Our duties were to play and record one radio broadcast per week. (Vic Damone was stationed with our band), play an occasional parade and not too much more., an ideal place to be.
That Tuesday morning, we were mustered to Lackland Air Force Base, loaded on a large transport by 5:am to be flown to New Orleans in order to lead the Mardi Gras Parade. It was a relatively short trip and we arrived early enough to start and lead the long parade. It was esitmated to be 13 miles long, literally dozens of ensembles of all numbers of musicians from every service branch. We lead the parade , a pivotal and importsant spot, for we were directly behind several horses, determining the exact course. Jose Mendez, a tall trombonist held that corner of the marchers. He carefully changeddirections avoiding the continuing obstacles caused by the animals.

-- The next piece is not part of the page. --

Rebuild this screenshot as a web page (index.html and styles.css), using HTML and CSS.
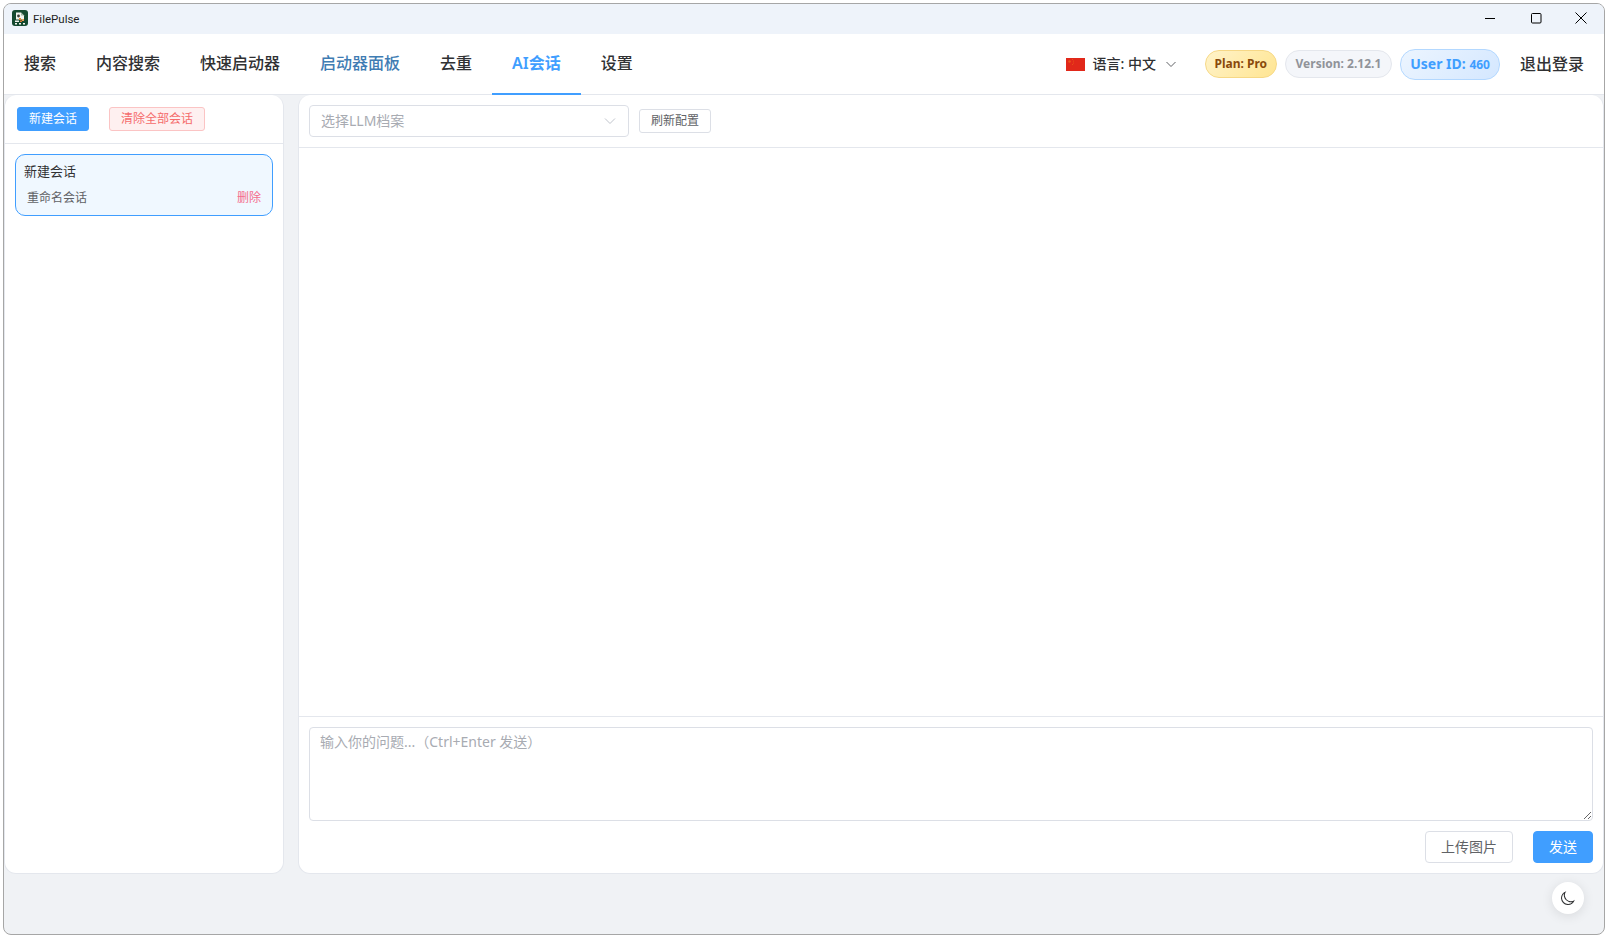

Because of the length of the parade, there was a continuous spasmodic accordion motion, This was of course greatly enriched by the overwhelming presence of alcohol, frequently given or shared by everyone. I’m saying everyone!
After a few moments of marching, the groups began to slowly diminish in size./ After an hour, the parade began to diminish in size. As more time passed, the formations became spread apart as they diniinished in size. By the end of the parade, there were few bands fewer marchers and a final. rather shaky diminution.

Stay well, do not give up practicing for Lent.